If you want to fine-tune on other text datasets, you just need to change data_column
argument to the name of the column containing the code/text you want to fine-tune on.
For example, We fine-tuned the model on the GitHub-Jupyter dataset on 4 A100 using the following command:
python -m torch.distributed.launch \
--nproc_per_node 4 train.py \
--model_path="bigcode/santacoder" \
--dataset_name="codeparrot/github-jupyter-code-to-text" \
--data_column "content" \
--split="train" \
--seq_length 2048 \
--max_steps 1000 \
--batch_size 2 \
--gradient_accumulation_steps 4 \
--learning_rate 5e-5 \
--num_warmup_steps 100 \
--eval_freq 100 \
--save_freq 100 \
--log_freq 1 \
--num_workers="$(nproc)" \
--no_fp16
The resulting model can be found here with an associated space.
Can I use another Model: Yes! you can use other CLM models on the hub such as GPT2, CodeParrot, CodeGen, InCoder... Just make sure to change the seq_length
and eos_token_id
arguments.
To upload your trained checkpoint, you have to create a new model repository on the 🤗 model hub, from this page: https://huggingface.co/new
You can also follow the more in-depth instructions here if needed.

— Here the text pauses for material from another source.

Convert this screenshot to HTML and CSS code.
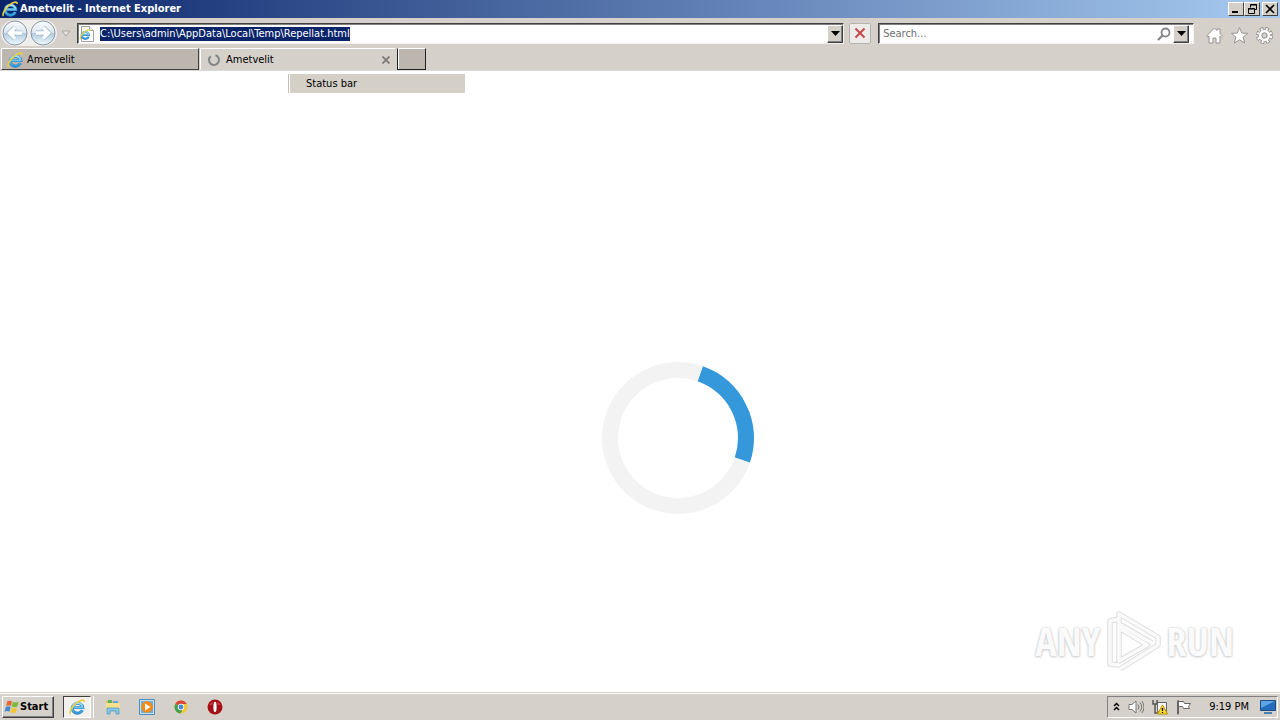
FILE: index.html
```html
<!DOCTYPE html>
<html lang="en">
<head>
<meta charset="utf-8">
<title>Ametvelit - Internet Explorer</title>
<link rel="stylesheet" href="styles.css">
</head>
<body>
<svg class="defs" aria-hidden="true">
  <defs>
    <linearGradient id="blue" x2="0" y2="1"><stop stop-color="#a5e4fb"/><stop offset="1" stop-color="#2b98dd"/></linearGradient>
    <linearGradient id="orb" x2="0" y2="1"><stop stop-color="#fbfcfd"/><stop offset=".48" stop-color="#dde6f0"/><stop offset=".52" stop-color="#b3cbe0"/><stop offset="1" stop-color="#effbff"/></linearGradient>
    <symbol id="ie" viewBox="0 0 16 16">
      <path d="M13.400 11.200A5.300 5 0 1 1 13.800 8.600H4.600" fill="none" stroke="#2d80bd" stroke-width="3"/>
      <path d="M13.200 11.200A5.300 5 0 1 1 13.700 8.600H4.600" fill="none" stroke="url(#blue)" stroke-width="2"/>
      <path d="M1.400 15C-.3 12.800 3.700 6.500 8.500 3.200 12 .8 15.200.1 15.100 3" fill="none" stroke="#e8cf3c" stroke-width="1.600"/>
    </symbol>
  </defs>
</svg>

<header class="titlebar">
  <svg class="title-icon"><use href="#ie"/></svg>
  <h1 class="title">Ametvelit - Internet Explorer</h1>
  <div class="window-buttons">
    <button class="win-btn" aria-label="Minimize"><svg viewBox="0 0 12 10"><path d="M2 8h6" stroke="#000" stroke-width="2"/></svg></button>
    <button class="win-btn" aria-label="Restore"><svg viewBox="0 0 12 10"><path d="M4.500 3.500v-3h6v5h-2M4 1h7M2.500 4.500h6v5h-6zM2 5h7" fill="none" stroke="#000"/></svg></button>
    <button class="win-btn win-close" aria-label="Close"><svg viewBox="0 0 12 10"><path d="M2 1l8 8M10 1l-8 8" stroke="#000" stroke-width="1.700"/></svg></button>
  </div>
</header>

<nav class="toolbar">
  <div class="history">
    <button class="orb" aria-label="Back"><svg viewBox="0 0 26 26"><circle cx="13" cy="13" r="12" fill="url(#orb)" stroke="#8797a8"/><path d="M20 13H8M13 7.500L7.500 13l5.500 5.500" fill="none" stroke="#9fb8ce" stroke-width="5"/><path d="M20 13H8M13 7.500L7.500 13l5.500 5.500" fill="none" stroke="#fff" stroke-width="3.500"/></svg></button>
    <button class="orb" aria-label="Forward"><svg viewBox="0 0 26 26"><circle cx="13" cy="13" r="12" fill="url(#orb)" stroke="#8797a8"/><path d="M6 13h12M13 7.500l5.500 5.500-5.500 5.500" fill="none" stroke="#9fb8ce" stroke-width="5"/><path d="M6 13h12M13 7.500l5.500 5.500-5.500 5.500" fill="none" stroke="#fff" stroke-width="3.500"/></svg></button>
  </div>
  <button class="recent" aria-label="Recent pages"><svg viewBox="0 0 10 7"><path d="M1 1h8L5 6z" fill="#e6e2dd" stroke="#aaa69f"/></svg></button>
  <label class="field address">
    <svg class="page-icon" viewBox="0 0 16 16"><path d="M2.500.5h8l4 4v11h-12z" fill="#fff" stroke="#a3a3a3"/><path d="M10.500.5v4h4" fill="#eee" stroke="#a3a3a3"/><use href="#ie" x="0" y="3" width="12" height="11"/></svg>
    <span class="selected">C:\Users\admin\AppData\Local\Temp\Repellat.html</span>
    <button class="drop" aria-label="Show addresses"><svg viewBox="0 0 9 5"><path d="M0 0h9L4.500 5z"/></svg></button>
  </label>
  <button class="stop" aria-label="Stop"><svg viewBox="0 0 12 12"><path d="M1.500 1.500l9 9M10.500 1.500l-9 9" stroke="#c34a4a" stroke-width="2"/></svg></button>
  <div class="field search">
    <input class="search-input" type="text" placeholder="Search..." aria-label="Search">
    <svg class="magnifier" viewBox="0 0 14 14"><circle cx="8.500" cy="5.500" r="4" fill="none" stroke="#85858a" stroke-width="1.800"/><path d="M5.500 8.500L1 13" stroke="#85858a" stroke-width="2.300"/></svg>
    <button class="drop" aria-label="Search options"><svg viewBox="0 0 9 5"><path d="M0 0h9L4.500 5z"/></svg></button>
  </div>
  <div class="commands">
    <button class="command" aria-label="Home"><svg viewBox="0 0 17 17"><path d="M1 8.500l7.500-7.500L11 3.500V2h3v4.500l2.500 2.500-1.200 1.200-1.300-1V16h-4v-5H7v5H3V9.200l-1.300 1z" fill="#fff" stroke="#8e8b87" stroke-width=".9"/></svg></button>
    <button class="command" aria-label="Favorites"><svg viewBox="0 0 17 17"><path d="M8.500.7l2.200 5.300 5.800.4-4.400 3.700 1.500 5.900-5.100-3.200L3.400 16l1.500-5.900L.5 6.400 6.300 6z" fill="#fff" stroke="#8e8b87" stroke-width=".9"/></svg></button>
    <button class="command" aria-label="Tools"><svg viewBox="0 0 17 17"><circle cx="8.500" cy="8.500" r="6.500" fill="none" stroke="#8e8b87" stroke-width="4" stroke-dasharray="3.300 1.805"/><circle cx="8.500" cy="8.500" r="6" fill="#fff" stroke="#8e8b87" stroke-width=".8"/><circle cx="8.500" cy="8.500" r="6.500" fill="none" stroke="#fff" stroke-width="2.600" stroke-dasharray="1.900 3.205" stroke-dashoffset="-.7"/><circle cx="8.500" cy="8.500" r="2.700" fill="#d5d0c9" stroke="#8e8b87"/></svg></button>
  </div>
</nav>

<div class="tabs">
  <button class="tab tab-back"><svg class="tab-icon"><use href="#ie"/></svg><span>Ametvelit</span></button>
  <div class="tab tab-front">
    <svg class="tab-icon" viewBox="0 0 16 16"><path d="M9.500 3.200a5 5 0 1 1-4.800 1" fill="none" stroke="#858585" stroke-width="2"/></svg>
    <span class="tab-label">Ametvelit</span>
    <button class="tab-close" aria-label="Close tab"><svg viewBox="0 0 8 8"><path d="M.5.5l7 7M7.500.5l-7 7" stroke="#7c7975" stroke-width="1.800"/></svg></button>
  </div>
  <button class="new-tab" aria-label="New tab"></button>
</div>

<main class="page">
  <div class="menu-remnant">Status bar</div>
  <div class="loader" role="progressbar" aria-label="Loading"></div>
  <div class="watermark">
    <span>ANY</span>
    <svg class="play" viewBox="0 0 58 62">
      <g fill="none" stroke-linejoin="round">
        <path d="M15 9L6 11v43l9 1M15 47V4l39 23v8L16 59M15 18l28 17-28 16zM15 14l33 19" stroke="#dedede" stroke-width="5.500"/>
        <path d="M15 9L6 11v43l9 1M15 47V4l39 23v8L16 59M15 18l28 17-28 16zM15 14l33 19" stroke="#fafafa" stroke-width="3.500"/>
      </g>
    </svg>
    <span>RUN</span>
  </div>
</main>

<footer class="taskbar">
  <button class="start"><svg viewBox="0 0 17 16"><path d="M3.500 2q2.500-1.500 5 0L7.300 7q-2.300-1.500-5 0z" fill="#e9632f"/><path d="M9.500 2.400q3 1.500 6 0l-1.300 5q-3 1.500-6 0z" fill="#7cb83c"/><path d="M2 8q2.700-1.500 5 0l-1.300 5q-2.300-1.500-5 0z" fill="#3f88d0"/><path d="M8 8.500q3 1.500 6 0l-1.300 5q-3 1.500-6 0z" fill="#f5c534"/></svg>Start</button>
  <div class="apps">
    <button class="app app-active" aria-label="Internet Explorer"><svg><use href="#ie"/></svg></button>
    <button class="app" aria-label="File Explorer"><svg viewBox="0 0 16 16"><path d="M1 2h6l1 1h6v9H1z" fill="#e3bd55"/><path d="M3 1h4v3H3z" fill="#58b35c"/><path d="M8 2h5v3H8z" fill="#65a4d4"/><path d="M1 4h14v8H1z" fill="#f7df8d"/><path d="M2 15V9h12v6h-3v-3H5v3z" fill="#86c6e8" stroke="#4796c3" stroke-width=".7"/></svg></button>
    <button class="app" aria-label="Media Player"><svg viewBox="0 0 16 16"><path d="M.5.5h15v15H.5z" fill="#c5e1f4" stroke="#4d8dbd"/><path d="M2 2h12v12H2z" fill="#6eaed8"/><circle cx="8" cy="8" r="5.800" fill="#f28a18"/><path d="M6 4.500L11.500 8 6 11.500z" fill="#fff"/></svg></button>
    <button class="app" aria-label="Chrome"><svg viewBox="0 0 16 16"><circle cx="8" cy="8" r="6.500" fill="#f3c72d"/><path d="M8 8L2.400 4.700A6.500 6.500 0 0 1 13.700 5H8z" fill="#d84535"/><path d="M8 8L2.400 4.700A6.500 6.500 0 0 0 7.500 14.500L10 10z" fill="#43a052"/><circle cx="8" cy="8" r="3.200" fill="#fff"/><circle cx="8" cy="8" r="2.400" fill="#4787d6"/></svg></button>
    <button class="app" aria-label="Opera"><svg viewBox="0 0 16 16"><circle cx="8" cy="8" r="7.500" fill="#a70e16"/><path d="M2 6a6.500 5 0 0 1 12 0" fill="#c83a3e"/><ellipse cx="8" cy="8" rx="2.800" ry="6" fill="#8d1c22"/><ellipse cx="8" cy="8" rx="1.600" ry="5.200" fill="#fff"/></svg></button>
  </div>
  <div class="tray">
    <button class="tray-btn tray-more" aria-label="Show hidden icons"><svg viewBox="0 0 7 9"><path d="M1 4l2.500-2.500L6 4M1 8l2.500-2.500L6 8" fill="none" stroke="#000" stroke-width="1.500"/></svg></button>
    <button class="tray-btn" aria-label="Volume"><svg viewBox="0 0 16 16"><path d="M1 5.500h3L8 2v12l-4-3.500H1z" fill="#fff" stroke="#777"/><path d="M10 5.500q2 2.500 0 5M12 3.500q3.500 4.500 0 9M14 2q4 6 0 12" fill="none" stroke="#777"/></svg></button>
    <button class="tray-btn" aria-label="Network"><svg viewBox="0 0 16 16"><path d="M5.500 3.500h9v9h-9z" fill="#f4f4f4" stroke="#666"/><path d="M1 1v4h4V1M3 5v9h4" fill="none" stroke="#555" stroke-width="1.500"/><path d="M10.500 6l5 9h-10z" fill="#ffdc2c" stroke="#bc9000"/><path d="M10.500 9v3M10.500 13v1" stroke="#000" stroke-width="1.300"/></svg></button>
    <button class="tray-btn" aria-label="Action Center"><svg viewBox="0 0 16 16"><path d="M1.500 15V1.500h1V15zM2.500 2.500h5l1 2h6l-2 3 1 2h-6l-1-2h-4z" fill="#fff" stroke="#666"/></svg></button>
    <time class="clock">9:19 PM</time>
    <button class="tray-btn tray-desktop" aria-label="Show desktop"><svg viewBox="0 0 16 14"><path d="M.5.5h15v10H.5z" fill="#236dbd" stroke="#184d88"/><path d="M1 1h14L1 8z" fill="#5da5e5"/><path d="M4 13h8" stroke="#477fae" stroke-width="2"/></svg></button>
  </div>
</footer>
</body>
</html>
```

FILE: styles.css
```css
* { box-sizing: border-box; }

body {
  margin: 0;
  min-height: 100vh;
  display: flex;
  flex-direction: column;
  background: #fff;
  color: #000;
  font: 11px/14px "DejaVu Sans Condensed", "DejaVu Sans", sans-serif;
}

button {
  margin: 0;
  padding: 0;
  border: 0;
  background: none;
  color: inherit;
  font: inherit;
}

svg { display: block; }
.defs { position: absolute; width: 0; height: 0; }

.titlebar {
  display: flex;
  align-items: center;
  height: 18px;
  padding: 0 2px;
  background: linear-gradient(90deg, #0a246a, #a6caf0);
}
.title-icon { width: 16px; height: 16px; margin-right: 2px; }
.title { flex: 1; margin: 0; color: #fff; font-size: 11px; font-weight: bold; }
.window-buttons { display: flex; }
.win-btn {
  display: grid;
  place-items: center;
  width: 16px;
  height: 14px;
  background: #d4d0c8;
  border: 1px solid;
  border-color: #fff #404040 #404040 #fff;
}
.win-btn svg { width: 12px; height: 10px; }
.win-close { margin-left: 2px; }

.toolbar {
  display: flex;
  align-items: center;
  height: 30px;
  padding: 0 7px 0 1px;
  background: #d5d0c9;
}
.history {
  display: flex;
  gap: 2px;
  padding: 0 1px;
  border-radius: 13px;
  background: #f0eeeb;
}
.orb svg { width: 26px; height: 26px; }
.recent { margin: 0 6px 0 4px; }
.recent svg { width: 10px; height: 7px; }
.field {
  display: flex;
  align-items: center;
  height: 21px;
  min-width: 0;
  background: #fff;
  border: 1px solid;
  border-color: #404040 #f4f2ee #f4f2ee #404040;
  box-shadow: inset 1px 1px #808080;
}
.address { flex: 762 1 0; padding: 2px 0 1px 1px; }
.page-icon { width: 16px; height: 16px; margin-right: 5px; }
.selected { background: #0a246a; color: #fff; white-space: nowrap; }
.drop {
  display: grid;
  place-items: center;
  width: 16px;
  height: 18px;
  margin-left: auto;
  background: #d4d0c8;
  border: 1px solid;
  border-color: #fff #404040 #404040 #fff;
  box-shadow: inset -1px -1px #808080;
}
.drop svg { width: 9px; height: 5px; }
.stop {
  display: grid;
  place-items: center;
  width: 22px;
  height: 21px;
  margin: 0 7px 0 5px;
  background: #eeecea;
  border: 1px solid #b7b3ad;
  border-radius: 2px;
}
.stop svg { width: 12px; height: 12px; }
.search { flex: 305 1 0; padding: 1px 4px 0 4px; }
.search-input {
  flex: 1;
  min-width: 0;
  padding: 0;
  border: 0;
  outline: 0;
  background: none;
  font: inherit;
}
.search-input::placeholder { color: #6d6d6d; opacity: 1; }
.magnifier { width: 14px; height: 14px; margin-right: 2px; }
.commands { display: flex; gap: 8px; margin: 4px 0 0 12px; }
.command svg { width: 17px; height: 17px; }

.tabs {
  display: flex;
  height: 23px;
  padding-left: 1px;
  background: #d5d0c9;
  border-bottom: 1px solid #dedad5;
}
.tab { display: flex; align-items: center; height: 22px; padding-top: 2px; }
.tab-icon { width: 16px; height: 16px; }
.tab-back {
  width: 198px;
  padding-left: 5px;
  gap: 4px;
  background: #bcb6ae;
  border: 1px solid;
  border-color: #fff #404040 #404040 #fff;
}
.tab-front {
  width: 196px;
  margin-left: 1px;
  padding-left: 5px;
  padding-right: 5px;
  gap: 4px;
  border: 1px solid;
  border-color: #fff transparent transparent #fff;
}
.tab-label { flex: 1; }
.tab-close svg { width: 8px; height: 8px; }
.new-tab {
  width: 29px;
  height: 22px;
  margin-left: 1px;
  background: #bcb6ae;
  border: 1px solid #202020;
  border-top-color: #fff;
  box-shadow: inset 1px 0 #fff;
}

.page {
  position: relative;
  flex: 1;
  display: flex;
  flex-direction: column;
  justify-content: space-between;
  padding-top: 291px;
}
.menu-remnant {
  position: absolute;
  top: 3px;
  left: 288px;
  width: 177px;
  height: 19px;
  padding: 3px 0 2px 17px;
  background: #d4d0c8;
  border-left: 1px solid #c2beb6;
  box-shadow: inset 1px 0 #fff;
}
.loader {
  width: 152px;
  height: 152px;
  margin-left: 47%;
  border: 16px solid #f3f3f3;
  border-top-color: #3498db;
  border-radius: 50%;
  transform: rotate(64deg);
}
.watermark {
  display: flex;
  align-items: center;
  align-self: flex-end;
  gap: 4px;
  margin: 0 46px 20px 0;
  color: #fafafa;
  font: 40px/62px "Liberation Sans Narrow", "Open Sans Condensed", "Liberation Sans", sans-serif;
  text-shadow: 0 0 2px #c4c4c4, 0 1px 3px #cfcfcf;
}
.play { width: 58px; height: 62px; }

.taskbar {
  display: flex;
  align-items: center;
  height: 28px;
  padding: 0 2px;
  background: #d5d0c9;
  border-top: 1px solid #d5d0c9;
  box-shadow: inset 0 1px #fff;
}
.start {
  display: flex;
  align-items: center;
  width: 52px;
  height: 22px;
  padding-left: 1px;
  font-weight: bold;
  border: 1px solid;
  border-color: #fff #404040 #404040 #fff;
  box-shadow: inset -1px -1px #808080;
}
.start svg { width: 16px; height: 16px; }
.apps { display: flex; gap: 6px; margin-left: 9px; }
.app { display: grid; place-items: center; width: 28px; height: 22px; }
.app svg { width: 16px; height: 16px; }
.app-active {
  margin-right: 2px;
  background: #f3f1ee;
  border: 1px solid;
  border-color: #404040 #fff #fff #404040;
  box-shadow: 2px 0 #d5d0c9, 3px 0 #fff;
}
.tray {
  display: flex;
  align-items: center;
  gap: 8px;
  height: 22px;
  margin-left: auto;
  padding: 0 1px 0 5px;
  border: 1px solid;
  border-color: #808080 #fff #fff #808080;
}
.tray-btn svg { width: 16px; height: 16px; }
.tray-more svg { width: 7px; height: 9px; }
.clock { margin: 0 3px 0 9px; }
```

Having created your model repository on the hub, you should clone it locally:
git lfs install
git clone https://huggingface.co/username/your-model-name
Then and add the following files that fully define a SantaCoder checkpoint into the repository. You should have added the following files.
tokenizer_config.json
tokenizer.json
config.json
pytorch_model.bin
- modeling files (see below)
Note: As previously stated, the checkpoints saved from this training with gradient checkpointing and no caching command will have argument use_cache
in the file config.json
as False
, for fast inference you should change it to True
like in this commit.
You can get the tokenizer files by cloning the model repo and copying them to your directory. Santacoder currently has a custom modeling file + config file on the hub, but they will be included with the saved checkpoints if you used the transformers
branch in requirements.txt
.
Having added the above files, you should run the following to push files to your model repository.
git add . && git commit -m "Add model files" && git push
The next important step is to create the model card. For people to use your fine-tuned model it is important to understand:
- What kind of model is it?
- What is your model useful for?
- What data was your model trained on?
- How well does your model perform?
All these questions should be answered in a model card which is the first thing people see when
visiting your model on the hub under https://huggingface.co/{your_username}/{your_modelname}
.
Don't hesitate to also create a Gradio Demo for your model to showcase its capabilities 🚀. You can find more information on how to do that here.
This is inspired by the Wave2vec fine-tuning week by Hugging Face.